> **Task requirements**: Pick out each line with the word "code" from the material that follows.

> **Listed entries**:
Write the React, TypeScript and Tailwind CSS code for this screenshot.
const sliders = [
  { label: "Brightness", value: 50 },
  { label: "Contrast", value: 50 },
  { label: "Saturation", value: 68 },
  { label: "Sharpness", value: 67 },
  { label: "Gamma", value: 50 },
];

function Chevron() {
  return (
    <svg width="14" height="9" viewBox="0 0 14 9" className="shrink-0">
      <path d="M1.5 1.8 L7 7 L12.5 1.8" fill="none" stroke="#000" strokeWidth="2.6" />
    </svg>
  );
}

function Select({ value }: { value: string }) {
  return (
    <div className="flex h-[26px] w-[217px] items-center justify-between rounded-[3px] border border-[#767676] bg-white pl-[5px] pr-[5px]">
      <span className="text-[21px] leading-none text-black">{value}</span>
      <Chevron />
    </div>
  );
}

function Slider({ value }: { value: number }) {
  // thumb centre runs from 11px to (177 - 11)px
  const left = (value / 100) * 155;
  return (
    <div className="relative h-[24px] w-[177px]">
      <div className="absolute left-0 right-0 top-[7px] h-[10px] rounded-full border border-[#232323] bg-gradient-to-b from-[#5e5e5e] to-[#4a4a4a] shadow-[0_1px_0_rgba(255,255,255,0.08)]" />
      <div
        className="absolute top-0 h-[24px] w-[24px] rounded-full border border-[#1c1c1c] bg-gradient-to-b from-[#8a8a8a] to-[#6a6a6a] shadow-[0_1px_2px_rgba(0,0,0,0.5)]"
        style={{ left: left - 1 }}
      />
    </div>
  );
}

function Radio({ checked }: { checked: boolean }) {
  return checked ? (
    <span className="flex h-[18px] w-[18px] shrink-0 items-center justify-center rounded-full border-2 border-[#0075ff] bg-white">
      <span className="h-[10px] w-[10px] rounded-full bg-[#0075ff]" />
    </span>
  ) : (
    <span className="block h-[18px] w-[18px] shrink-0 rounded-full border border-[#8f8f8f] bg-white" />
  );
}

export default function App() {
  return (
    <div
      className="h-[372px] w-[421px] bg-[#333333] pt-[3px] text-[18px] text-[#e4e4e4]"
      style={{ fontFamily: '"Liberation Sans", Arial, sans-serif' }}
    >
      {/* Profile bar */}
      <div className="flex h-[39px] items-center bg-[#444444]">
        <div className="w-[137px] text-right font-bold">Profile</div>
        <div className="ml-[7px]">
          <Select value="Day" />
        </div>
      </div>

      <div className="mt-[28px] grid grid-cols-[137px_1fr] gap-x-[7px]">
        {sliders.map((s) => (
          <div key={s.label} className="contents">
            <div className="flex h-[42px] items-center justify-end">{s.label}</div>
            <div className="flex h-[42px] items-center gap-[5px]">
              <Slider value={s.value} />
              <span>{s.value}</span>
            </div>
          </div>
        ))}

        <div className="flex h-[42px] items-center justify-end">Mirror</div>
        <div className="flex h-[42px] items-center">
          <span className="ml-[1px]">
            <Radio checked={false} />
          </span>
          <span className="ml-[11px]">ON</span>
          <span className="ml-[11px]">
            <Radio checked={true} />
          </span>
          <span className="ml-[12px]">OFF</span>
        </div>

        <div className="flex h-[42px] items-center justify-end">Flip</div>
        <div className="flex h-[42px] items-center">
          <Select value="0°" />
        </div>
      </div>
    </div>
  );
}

...

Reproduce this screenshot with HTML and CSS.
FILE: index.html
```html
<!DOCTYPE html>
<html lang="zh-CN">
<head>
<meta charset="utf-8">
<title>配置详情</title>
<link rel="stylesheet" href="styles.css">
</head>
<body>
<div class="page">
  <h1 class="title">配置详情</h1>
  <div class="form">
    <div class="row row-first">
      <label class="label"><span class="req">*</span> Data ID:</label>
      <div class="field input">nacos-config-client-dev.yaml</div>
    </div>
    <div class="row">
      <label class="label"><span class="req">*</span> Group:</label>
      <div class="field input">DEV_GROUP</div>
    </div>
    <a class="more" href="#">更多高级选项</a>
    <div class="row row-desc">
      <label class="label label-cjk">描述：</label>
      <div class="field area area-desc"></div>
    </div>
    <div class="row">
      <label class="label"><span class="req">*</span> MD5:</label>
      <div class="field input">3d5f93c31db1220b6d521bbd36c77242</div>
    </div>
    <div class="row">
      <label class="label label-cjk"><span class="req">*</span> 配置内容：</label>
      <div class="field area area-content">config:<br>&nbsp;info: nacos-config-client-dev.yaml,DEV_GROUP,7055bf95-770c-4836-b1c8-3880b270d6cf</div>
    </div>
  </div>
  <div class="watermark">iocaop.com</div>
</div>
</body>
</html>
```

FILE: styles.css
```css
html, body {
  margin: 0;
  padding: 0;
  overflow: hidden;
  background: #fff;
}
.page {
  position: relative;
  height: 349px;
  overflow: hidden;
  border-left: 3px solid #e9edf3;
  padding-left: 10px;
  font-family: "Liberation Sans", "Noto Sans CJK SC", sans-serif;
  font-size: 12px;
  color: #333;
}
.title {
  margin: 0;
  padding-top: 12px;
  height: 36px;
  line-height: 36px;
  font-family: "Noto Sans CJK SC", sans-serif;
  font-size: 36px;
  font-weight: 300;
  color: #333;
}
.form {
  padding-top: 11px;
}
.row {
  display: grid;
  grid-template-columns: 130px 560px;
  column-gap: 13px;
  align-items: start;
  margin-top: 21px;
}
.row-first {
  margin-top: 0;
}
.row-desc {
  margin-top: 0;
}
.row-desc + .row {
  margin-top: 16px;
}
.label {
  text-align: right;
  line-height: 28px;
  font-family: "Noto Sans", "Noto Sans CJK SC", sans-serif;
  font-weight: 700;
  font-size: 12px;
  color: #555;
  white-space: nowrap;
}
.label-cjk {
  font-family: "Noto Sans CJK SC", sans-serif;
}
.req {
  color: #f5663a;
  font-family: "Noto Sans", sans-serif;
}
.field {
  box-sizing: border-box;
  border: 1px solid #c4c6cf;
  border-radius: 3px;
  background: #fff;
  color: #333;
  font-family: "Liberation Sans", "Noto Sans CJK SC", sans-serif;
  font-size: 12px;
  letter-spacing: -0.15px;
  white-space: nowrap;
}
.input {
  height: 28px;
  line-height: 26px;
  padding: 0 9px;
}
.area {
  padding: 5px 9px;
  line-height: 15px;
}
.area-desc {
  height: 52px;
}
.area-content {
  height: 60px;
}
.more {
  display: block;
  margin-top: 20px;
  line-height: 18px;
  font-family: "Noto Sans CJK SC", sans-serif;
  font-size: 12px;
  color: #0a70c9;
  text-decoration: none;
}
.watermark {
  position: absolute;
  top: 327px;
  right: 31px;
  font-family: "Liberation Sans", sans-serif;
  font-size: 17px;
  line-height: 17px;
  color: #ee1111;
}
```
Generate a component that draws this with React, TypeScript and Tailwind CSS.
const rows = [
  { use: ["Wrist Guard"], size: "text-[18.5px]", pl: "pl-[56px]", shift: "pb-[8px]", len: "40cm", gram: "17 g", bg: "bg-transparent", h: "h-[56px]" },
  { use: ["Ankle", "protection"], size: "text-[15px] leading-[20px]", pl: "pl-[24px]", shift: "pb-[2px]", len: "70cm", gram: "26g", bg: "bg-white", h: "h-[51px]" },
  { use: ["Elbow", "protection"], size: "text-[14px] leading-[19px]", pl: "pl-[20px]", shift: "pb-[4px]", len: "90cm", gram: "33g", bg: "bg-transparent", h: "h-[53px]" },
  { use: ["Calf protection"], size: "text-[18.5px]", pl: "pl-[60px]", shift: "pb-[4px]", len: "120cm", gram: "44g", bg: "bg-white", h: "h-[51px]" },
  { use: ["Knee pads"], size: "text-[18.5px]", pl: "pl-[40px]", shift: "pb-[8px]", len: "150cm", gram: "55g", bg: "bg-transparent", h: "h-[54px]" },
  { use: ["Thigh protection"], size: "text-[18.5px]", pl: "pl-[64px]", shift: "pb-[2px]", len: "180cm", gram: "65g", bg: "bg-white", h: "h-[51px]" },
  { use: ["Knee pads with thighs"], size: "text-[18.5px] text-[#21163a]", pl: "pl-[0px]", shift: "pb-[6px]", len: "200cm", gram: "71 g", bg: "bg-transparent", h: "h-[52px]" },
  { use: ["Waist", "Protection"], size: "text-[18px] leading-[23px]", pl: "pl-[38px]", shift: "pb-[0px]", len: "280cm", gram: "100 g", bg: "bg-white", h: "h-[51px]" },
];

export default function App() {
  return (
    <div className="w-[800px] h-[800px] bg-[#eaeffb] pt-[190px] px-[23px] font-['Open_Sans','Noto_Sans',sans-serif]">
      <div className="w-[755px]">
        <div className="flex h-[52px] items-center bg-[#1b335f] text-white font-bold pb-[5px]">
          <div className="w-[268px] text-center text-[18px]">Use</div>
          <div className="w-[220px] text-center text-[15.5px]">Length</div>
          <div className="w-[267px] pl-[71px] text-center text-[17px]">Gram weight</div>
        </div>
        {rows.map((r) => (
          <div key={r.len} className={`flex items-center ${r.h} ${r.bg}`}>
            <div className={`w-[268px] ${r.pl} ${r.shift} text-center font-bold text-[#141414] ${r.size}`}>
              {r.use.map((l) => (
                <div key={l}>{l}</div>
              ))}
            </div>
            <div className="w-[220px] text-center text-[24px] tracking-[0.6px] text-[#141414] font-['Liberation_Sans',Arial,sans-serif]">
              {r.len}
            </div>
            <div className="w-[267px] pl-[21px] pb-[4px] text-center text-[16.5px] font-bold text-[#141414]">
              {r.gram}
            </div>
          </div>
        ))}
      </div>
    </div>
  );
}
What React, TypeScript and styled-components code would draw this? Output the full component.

> **Problem solution**:
Write the React, TypeScript and Tailwind CSS code for this screenshot.
What React, TypeScript and styled-components code would draw this? Output the full component.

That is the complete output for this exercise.